我十岁那会,因为我们三姐弟老爱去二爷爷那玩,而二爷爷家旁边还开了个小门诊。门诊的大哥哥对我们很好,常常给我们零食吃,我们也会去那玩,而大姐经常来门诊喊我们回家吃饭。久而久之,大姐和外地来我们村子开门诊的大哥哥刘世倾相识并谈起了对象。
自从二爷爷不让租房给刘世倾,而刘世倾又即将成为我爸妈的女婿。所以我爸妈把我家屋后那块以前买的地给了他建房子,可作门诊。那块地大概六十平方,被刘世倾设计成一块商住两用的房子。虽然地方不大,却规划了卧室、厨房、浴室、洗手间、门诊。该有的都设计进去了,所谓麻雀虽小,五脏俱全。
建好房子之后,刘世倾的门诊就从二爷爷那搬到了我家屋后。因为他的确有才干,名气又有,搬了地方也不影响前来看病的人流量。不过一个人开门诊并不容易,他经常要忙很多事。一个人既要询问病情,还要给病人写药单、开药、收钱,忙的不可开交。
他对我们不错,所以我会想着能不能帮他做些事。我有时候看多了他开的药方和配药,也会学着帮忙配药,就像个小药童似的。而他就在旁边看着我,看看配的药和数量,和药方是否一致。看多了觉得没问题了,就放心交给我做了。可前来看病的病人却不放心,觉得一个十岁左右的娃来做配药的事情,明显的不信任。一会儿说,“你让这么小的娃,不怕配错药吗?”刘世倾笑着说,“我有看着的,没问题。”之后又有其他病人挑剔说道,“这娃有没有洗手的,这药配了干不干净?吃了有没有问题?”我听到了许多质疑声,心里有点受挫。其实我基本上都是把药丸倒在盖子上,需要多少颗,就倒多少,手很少碰到药的。我弄得是西药,中药我是绝对不碰的。但人家不信任我,就会不停地挑剔,渐渐地我就不参与了。而当时大姐和刘世倾谈了对象,大姐辞了工作,便来门诊帮忙配药。大姐配药大家就放心了,不会像我一样要么这不行,要么那不行。有些人总是会带着些许偏见,宁愿相信大人,也不愿相信一个孩子的能力。

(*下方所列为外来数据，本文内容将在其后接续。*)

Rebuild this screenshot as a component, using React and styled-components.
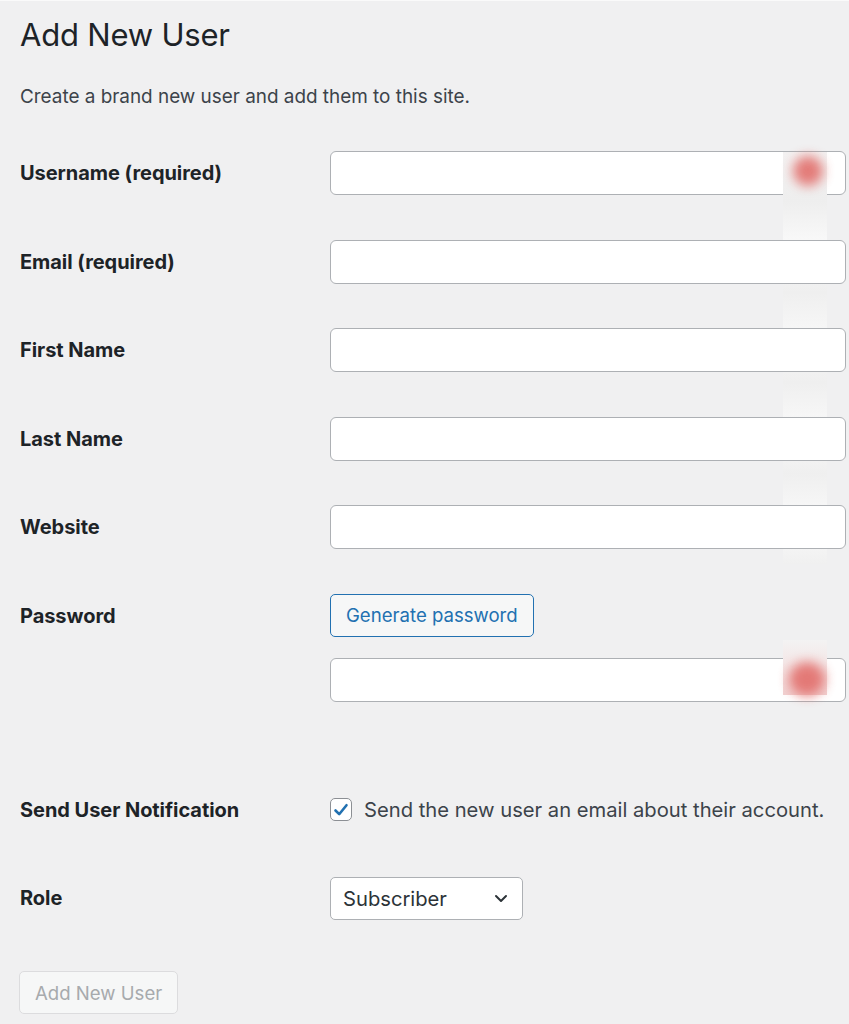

不久,刘世倾不知从哪带来一只小狗,养在了门诊,打算做看门狗。那小狗叫丝毛狗,身材矮小,毛发是纯白色的,发质如丝般顺滑。看起来像刚出生不久,叫声仍是奶声奶气的。我们三姐弟见那小狗十分小巧可爱,经常跑去找小狗玩。
小狗也不生分,看到有人类玩伴了,开心的上蹿下跳,尾巴不停地摇摇晃晃。
刘世倾见我们喜欢这只小狗,就送我们了,让带回家养,而我们就高高兴兴地抱回家了。小狗似乎也愿意,适应力十分强大。而且它还不忘回原来的主人家,经常喜欢两家跑,弄得一身灰尘。
狗狗脏了,我们想着给它洗洗澡。而它洗澡并不安分,经常上蹿下跳的,所以给狗狗洗澡的工作,需要两个人才能完成。一个人按住它的身子,另一个人给它冲水。给它挤点沐浴露混着水洗洗毛发,倒些温水冲掉泡泡。它还直接甩水,把水甩得到处都是。虽然按住了它的身子,但那毛发上的水还是甩到了我们脸上,我们只能忍着耐性继续冲水。洗完之后用毛巾擦擦它的身子,毛发蓬松,全是沐浴露的味道,香喷喷的。
大概擦得差不多了就放开它了,而它跑的飞快,一下子串出门,跑到沙地上一阵乱滚。直到它觉得身上干了,才带着一身沙土跑回家,看的我们头疼不已,白忙活了。
因为三小孩中属我最大,所以,喂养小狗的任务就交给了我。第一次养狗,我也不知它想吃什么,就把剩饭和鱼骨头、隔夜鱼肉弄给它吃。或者趁爸妈不知道,扔一两块猪肉掺进剩饭里喂给它。我一天要给它喂三顿,而大人的说法是狗狗只能喂两顿,中午不能喂。说中午喂狗会导致狗狗变傻,变呆滞。
我不信这个迷信说法,而且我不愿意狗狗饿着。经常趁着爸妈午休不知道,又给它偷偷喂饭。妈妈知道了总要说我一顿,我也不愿意改。只觉得人都会饿了,狗狗不吃饭一定也很饿。而我不愿意我的小玩伴饿着。